Emerson reported eight new positive COVID-19 tests Monday, bringing the spring semester testing cycle’s cumulative total to 19, and the total across both semesters to 79 as students descended upon the college’s downtown Boston campus from across the country for residential student move-in.
The new positives pushed the college’s cumulative positivity rate to .44 percent for the spring semester. During the first two weeks of regular testing in the fall, Emerson reported six new positives on 5,462 tests—a positivity rate of .10 percent.
Residential students are required to get a COVID-19 test at Emerson’s testing center at a Tufts Medical Center facility before moving in. Thus far, 4,319 tests have been administered in the spring semester. The eight positives reported Monday came across four days of testing.
At least one new positive test has been reported each day the dashboard has been updated in the spring, excluding testing done on Jan. 20 and Jan. 12.
The fourteen positives over the course of the last week of testing represent the second-highest total across any weekly testing period across the fall and spring semesters. The week of Nov. 22 brought 16 new positive tests and with it the cancellation of all non-academic in-person activities on Emerson’s campus. At the time, Muurisepp said contact tracing turned up no connections between the positives.
The uptick in positives this spring mirrors the increase seen at the conclusion of the fall semester. The final month of testing brought 28 new positives and a positivity rate of .38 percent as compared to 32 positives and a positivity rate of .07 percent across the first three months of fall testing.
Four students are currently in isolation on campus, while two are in quarantine. Quarantine is for those exposed to the virus while isolation is for those who are presumed who are “known or reasonably known to be infected.”
Coronavirus cases nationwide and in Massachusetts have accelerated dramatically since students first returned to campus in August. Then, the seven-day average of new cases in the state sat at approximately 300. Now, that figure sits around 3,000—ten times higher.
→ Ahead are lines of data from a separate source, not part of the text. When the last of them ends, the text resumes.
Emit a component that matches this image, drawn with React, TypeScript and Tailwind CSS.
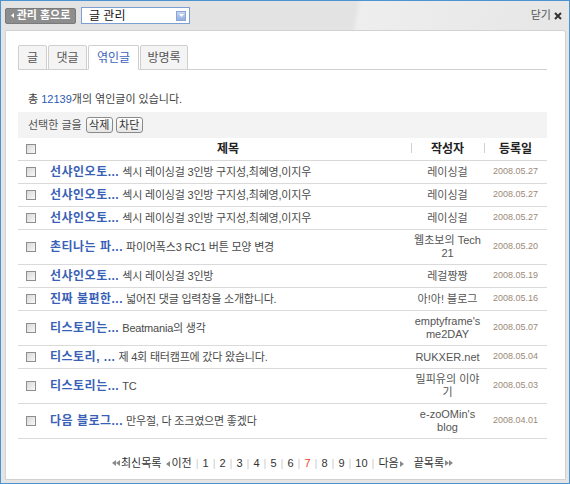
import React from "react";

interface Row {
  title: string;
  excerpt: string;
  author: string;
  date: string;
}

const rows: Row[] = [
  { title: "선샤인오토...", excerpt: "섹시 레이싱걸 3인방 구지성,최혜영,이지우", author: "레이싱걸", date: "2008.05.27" },
  { title: "선샤인오토...", excerpt: "섹시 레이싱걸 3인방 구지성,최혜영,이지우", author: "레이싱걸", date: "2008.05.27" },
  { title: "선샤인오토...", excerpt: "섹시 레이싱걸 3인방 구지성,최혜영,이지우", author: "레이싱걸", date: "2008.05.27" },
  { title: "촌티나는 파...", excerpt: "파이어폭스3 RC1 버튼 모양 변경", author: "웹초보의 Tech 21", date: "2008.05.20" },
  { title: "선샤인오토...", excerpt: "섹시 레이싱걸 3인방", author: "레걸짱짱", date: "2008.05.19" },
  { title: "진짜 불편한...", excerpt: "넓어진 댓글 입력창을 소개합니다.", author: "아!아! 블로그", date: "2008.05.16" },
  { title: "티스토리는...", excerpt: "Beatmania의 생각", author: "emptyframe's me2DAY", date: "2008.05.07" },
  { title: "티스토리, ...", excerpt: "제 4회 태터캠프에 갔다 왔습니다.", author: "RUKXER.net", date: "2008.05.04" },
  { title: "티스토리는...", excerpt: "TC", author: "밀피유의 이야기", date: "2008.05.03" },
  { title: "다음 블로그...", excerpt: "만우절, 다 조크였으면 좋겠다", author: "e-zoOMin's blog", date: "2008.04.01" },
];

const tabs = [
  { label: "글", w: "w-[29px]" },
  { label: "댓글", w: "w-[39px]" },
  { label: "엮인글", w: "w-[51px]", active: true },
  { label: "방명록", w: "w-[48px]" },
];

function Check() {
  return (
    <span className="block w-[10px] h-[10px] border border-[#8e8e8e] bg-[linear-gradient(135deg,#d8d8d8,#f8f8f8)]" />
  );
}

function Tri({ dir }: { dir: "left" | "right" }) {
  return (
    <svg width="4" height="6" viewBox="0 0 4 6" className="inline-block">
      {dir === "left" ? <path d="M4 0 L0 3 L4 6 Z" fill="#8a8a8a" /> : <path d="M0 0 L4 3 L0 6 Z" fill="#8a8a8a" />}
    </svg>
  );
}

function Sep() {
  return <span className="text-[#cccccc] mx-[4px]">|</span>;
}

export default function App() {
  const pages = [1, 2, 3, 4, 5, 6, 7, 8, 9, 10];

  return (
    <div className="w-[570px] h-[484px] border border-[#4b93d1] bg-[#e4e4e4] flex flex-col text-[11px] text-[#444] font-['Liberation_Sans','Noto_Sans_CJK_KR',sans-serif]">
      {/* 상단 바 */}
      <div className="h-[29px] flex items-center pl-[4px] pr-[7px] bg-[linear-gradient(100deg,#e3e3e3_62%,#eeeeee_63%,#e6e6e6_100%)]">
        <div className="h-[16px] w-[71px] flex items-center justify-center gap-[3px] rounded-[2px] border border-[#7a7a7a] bg-[#8d8d8d] text-white font-bold text-[11px]">
          <svg width="3" height="5" viewBox="0 0 3 5"><path d="M3 0 L0 2.5 L3 5 Z" fill="#fff" /></svg>
          관리 홈으로
        </div>
        <div className="ml-[5px] h-[17px] w-[109px] flex items-center justify-between border border-[#7c9fd3] bg-white pl-[7px] pr-[3px] text-[12px] text-[#111]">
          <span>글 관리</span>
          <span className="w-[10px] h-[10px] flex items-center justify-center border border-[#8aa6d6] bg-[linear-gradient(#c6d6f0,#93afe0)]">
            <svg width="5" height="3" viewBox="0 0 5 3"><path d="M0 0 L5 0 L2.5 3 Z" fill="#fff" /></svg>
          </span>
        </div>
        <div className="ml-auto flex items-center gap-[3px] text-[#555]">
          <span>닫기</span>
          <svg width="8" height="8" viewBox="0 0 8 8"><path d="M1 1 L7 7 M7 1 L1 7" stroke="#333" strokeWidth="2" /></svg>
        </div>
      </div>

      {/* 본문 패널 */}
      <div className="flex-1 ml-[4px] mr-[3px] mb-[3px] bg-white border border-[#d2d2d2] rounded-tr-[3px] pl-[12px] pr-[18px] pt-[14px]">
        {/* 탭 */}
        <div className="flex items-end gap-[1px] border-b border-[#cfcfcf] h-[25px]">
          {tabs.map((t) => (
            <div
              key={t.label}
              className={`${t.w} h-[25px] flex items-center justify-center border border-[#cfcfcf] rounded-t-[2px] text-[12px] -mb-[1px] ${
                t.active ? "bg-white border-b-white text-[#3c64c0]" : "bg-[#f4f4f4] text-[#555]"
              }`}
            >
              {t.label}
            </div>
          ))}
        </div>

        <div className="pl-[10px] pt-[21px] h-[42px] text-[11px] text-[#444]">
          총 <span className="text-[#2a5bb4]">12139</span>개의 엮인글이 있습니다.
        </div>

        {/* 선택 바 */}
        <div className="h-[26px] bg-[#f3f3f3] flex items-center pl-[10px] gap-[3px]">
          <span className="text-[#555] mr-[1px]">선택한 글을</span>
          <button className="h-[16px] w-[27px] rounded-[3px] border border-[#8a8a8a] bg-[linear-gradient(#ffffff,#e6e6e6)] text-[11px] text-[#333] leading-none">
            삭제
          </button>
          <button className="h-[16px] w-[27px] rounded-[3px] border border-[#8a8a8a] bg-[linear-gradient(#ffffff,#e6e6e6)] text-[11px] text-[#333] leading-none">
            차단
          </button>
        </div>

        {/* 목록 헤더 */}
        <div className="h-[23px] flex items-center border-b border-[#d8d8d8] font-bold text-[12px] text-[#222]">
          <div className="w-[27px] pl-[8px]">
            <Check />
          </div>
          <div className="flex-1 text-center">제목</div>
          <div className="w-[73px] relative text-center">
            <span className="absolute left-0 top-[3px] h-[10px] border-l border-[#d0d0d0]" />
            작성자
          </div>
          <div className="w-[63px] relative text-center">
            <span className="absolute left-0 top-[3px] h-[10px] border-l border-[#d0d0d0]" />
            등록일
          </div>
        </div>

        {rows.map((r, i) => (
          <div key={i} className="flex items-center min-h-[23px] border-b border-[#dadada]">
            <div className="w-[27px] pl-[8px]">
              <Check />
            </div>
            <div className="flex-1 pl-[5px] whitespace-nowrap overflow-hidden">
              <span className="font-bold text-[12px] text-[#3a5fb6] tracking-[0.5px]">{r.title}</span>{" "}
              <span className="text-[11px] text-[#4a4a4a] tracking-[-0.2px]">{r.excerpt}</span>
            </div>
            <div className="w-[73px] py-[4px] text-center leading-[13px] text-[11px] text-[#555]">
              {r.author}
            </div>
            <div className="w-[63px] text-center text-[9px] text-[#9b8a78]">{r.date}</div>
          </div>
        ))}

        {/* 페이지 */}
        <div className="flex items-center justify-center pt-[16px] text-[11px] text-[#333]">
          <span className="mr-[1px] flex"><Tri dir="left" /><Tri dir="left" /></span>
          <span>최신목록</span>
          <span className="ml-[5px] mr-[1px]"><Tri dir="left" /></span>
          <span>이전</span>
          {pages.map((p) => (
            <React.Fragment key={p}>
              <Sep />
              <span className={p === 7 ? "text-[#f0401c]" : ""}>{p}</span>
            </React.Fragment>
          ))}
          <Sep />
          <span>다음</span>
          <span className="ml-[1px]"><Tri dir="right" /></span>
          <span className="ml-[10px]">끝목록</span>
          <span className="ml-[1px] flex"><Tri dir="right" /><Tri dir="right" /></span>
        </div>
      </div>
    </div>
  );
}
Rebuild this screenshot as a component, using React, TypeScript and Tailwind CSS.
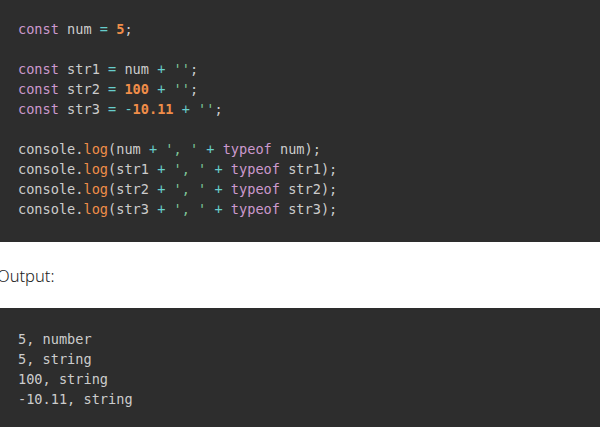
import React from "react";

const K = ({ children }: { children: React.ReactNode }) => <span className="text-[#cc99cd]">{children}</span>;
const N = ({ children }: { children: React.ReactNode }) => <span className="text-[#f08d49] font-bold">{children}</span>;
const O = ({ children }: { children: React.ReactNode }) => <span className="text-[#67cdcc]">{children}</span>;
const S = ({ children }: { children: React.ReactNode }) => <span className="text-[#7ec699]">{children}</span>;

const Line = ({ children }: { children?: React.ReactNode }) => <div className="h-[20px] whitespace-pre">{children}</div>;

const LogLine = ({ v }: { v: string }) => (
  <Line>
    console.<span className="text-[#f08d49]">log</span>({v} <O>+</O> <S>', '</S> <O>+</O> <K>typeof</K> {v});
  </Line>
);

export default function App() {
  return (
    <div className="w-[600px] h-[427px] overflow-hidden bg-white">
      <div
        className="h-[242px] bg-[#2d2d2d] text-[#cccccc] pl-[18px] pt-[19px] text-[13.6px] leading-[20px]"
        style={{ fontFamily: '"DejaVu Sans Mono", monospace' }}
      >
        <Line>
          <K>const</K> num <O>=</O> <N>5</N>;
        </Line>
        <Line />
        <Line>
          <K>const</K> str1 <O>=</O> num <O>+</O> <S>''</S>;
        </Line>
        <Line>
          <K>const</K> str2 <O>=</O> <N>100</N> <O>+</O> <S>''</S>;
        </Line>
        <Line>
          <K>const</K> str3 <O>=</O> <O>-</O><N>10.11</N> <O>+</O> <S>''</S>;
        </Line>
        <Line />
        <LogLine v="num" />
        <LogLine v="str1" />
        <LogLine v="str2" />
        <LogLine v="str3" />
      </div>
      <div
        className="h-[66px] flex items-center pt-[2px] -ml-[3px] text-[16.5px] font-light text-[#222222]"
        style={{ fontFamily: '"Noto Sans", sans-serif' }}
      >
        Output:
      </div>
      <div
        className="h-[119px] bg-[#2d2d2d] text-[#cccccc] pl-[18px] pt-[21px] text-[13.6px] leading-[20px]"
        style={{ fontFamily: '"DejaVu Sans Mono", monospace' }}
      >
        <Line>5, number</Line>
        <Line>5, string</Line>
        <Line>100, string</Line>
        <Line>-10.11, string</Line>
      </div>
    </div>
  );
}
The eight positives come on the heels of two cases of the highly contagious coronavirus variant that first emerged in the United Kingdom, discovered in Massachusetts last week. A Centers for Disease Control and Prevention report on Jan. 15 warned the variant could become the dominant strain in the U.S. as soon as early March. The variant is believed to be at least 50 percent more transmissible than prior strains of the virus.
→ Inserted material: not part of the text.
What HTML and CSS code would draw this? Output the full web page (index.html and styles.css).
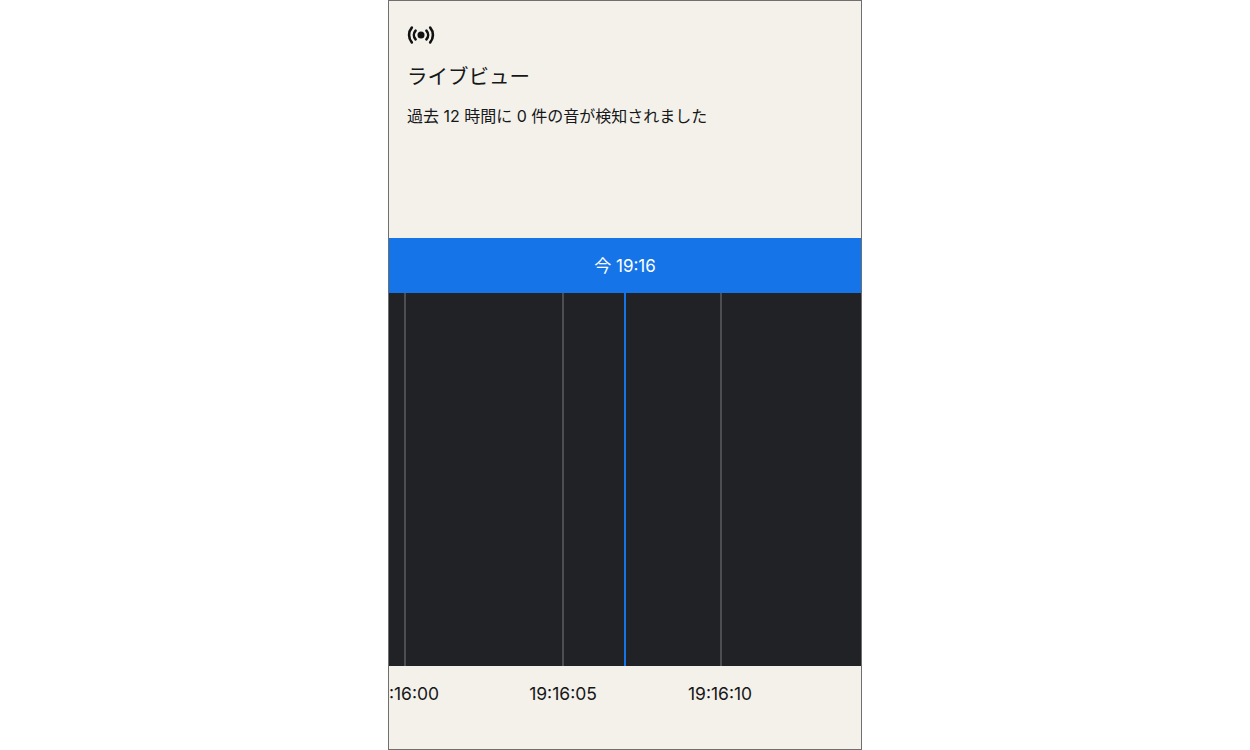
FILE: index.html
```html
<!DOCTYPE html>
<html lang="ja">
<head>
    <meta charset="UTF-8">
    <title>ライブビュー</title>
    <meta name="viewport" content="width=device-width, initial-scale=1">
    <link rel="stylesheet" href="styles.css">
</head>
<body>
<div class="phone">
    <header class="summary">
        <svg class="live-icon" width="28" height="20" viewBox="0 0 28 20" fill="none" stroke="#111" stroke-width="2.6" stroke-linecap="round">
            <circle cx="14" cy="10" r="3.5" fill="#111" stroke="none"/>
            <path d="M8.6 5.6a6.6 6.6 0 0 0 0 8.8"/>
            <path d="M19.4 5.6a6.6 6.6 0 0 1 0 8.8"/>
            <path d="M4.8 2.6a11.4 11.4 0 0 0 0 14.8"/>
            <path d="M23.2 2.6a11.4 11.4 0 0 1 0 14.8"/>
        </svg>
        <h1 class="summary__title">ライブビュー</h1>
        <p class="summary__text">過去 12 時間に 0 件の音が検知されました</p>
    </header>

    <div class="now-bar">今 19:16</div>

    <div class="timeline">
        <span class="timeline__tick" style="left: 15px"></span>
        <span class="timeline__tick" style="left: 173px"></span>
        <span class="timeline__tick" style="left: 331px"></span>
        <span class="timeline__now" style="left: 235px"></span>
    </div>

    <footer class="axis">
        <span class="axis__label" style="left: 16px">19:16:00</span>
        <span class="axis__label" style="left: 174px">19:16:05</span>
        <span class="axis__label" style="left: 331px">19:16:10</span>
    </footer>
</div>
</body>
</html>
```

FILE: styles.css
```css
* {
    margin: 0;
    box-sizing: border-box;
}

html, body {
    height: 100%;
    background: #fff;
}

body {
    overflow: hidden;
    font-family: "Inter", "Noto Sans CJK JP", sans-serif;
    color: #16171a;
}

.phone {
    width: 474px;
    height: 750px;
    margin: 0 auto;
    display: flex;
    flex-direction: column;
    overflow: hidden;
    border: 1px solid #6f6f6f;
    background: #f3f1e9;
}

/*summary*/

.summary {
    height: 237px;
    padding: 24px 18px 0;
}

.live-icon {
    display: block;
    margin-bottom: 20px;
}

.summary__title {
    font-size: 20.5px;
    font-weight: 400;
    line-height: 24px;
    margin-bottom: 17px;
}

.summary__text {
    font-size: 16px;
    line-height: 20px;
}

/*now bar*/

.now-bar {
    height: 55px;
    padding-bottom: 2px;
    display: flex;
    align-items: center;
    justify-content: center;
    background: #1574e8;
    color: #fff;
    font-size: 17px;
}

/*timeline*/

.timeline {
    position: relative;
    height: 373px;
    background: #212226;
}

.timeline__tick, .timeline__now {
    position: absolute;
    top: 0;
    bottom: 0;
    width: 2px;
}

.timeline__tick {
    background: #4d4e52;
}

.timeline__now {
    background: #1574e8;
}

/*axis*/

.axis {
    position: relative;
    flex: 1;
}

.axis__label {
    position: absolute;
    top: 16px;
    transform: translateX(-50%);
    font-size: 17.5px;
    line-height: 24px;
    white-space: nowrap;
}
```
In an email sent to students Monday afternoon, Assistant Vice President and “COVID Lead” Erik Muurisepp addressed the spread of the variant and re-emphasized the need for compliance with college safety precautions.
“As we have learned these past eleven months, information comes quickly and can be ever-changing as it relates to the virus and guidance,” Muurisepp wrote in the email. “Additionally, with the new administration, the federal government may be releasing updated information and guidance.”
The PCR tests administered for Emerson students, faculty, and staff at a Tufts Medical Center facility are able to detect the variant, Muurisepp’s email said. However, he did not clarify whether the Broad Institute, the facility responsible for providing and processing testing from Emerson and other area colleges, intends to begin screening for the variant.
No college policies are slated to change based on the variant, Muurisepp said. He compared the mutation of COVID-19 to the mutations of influenza and added the contact tracing system instated by the college for Fall 2020 would continue to be employed.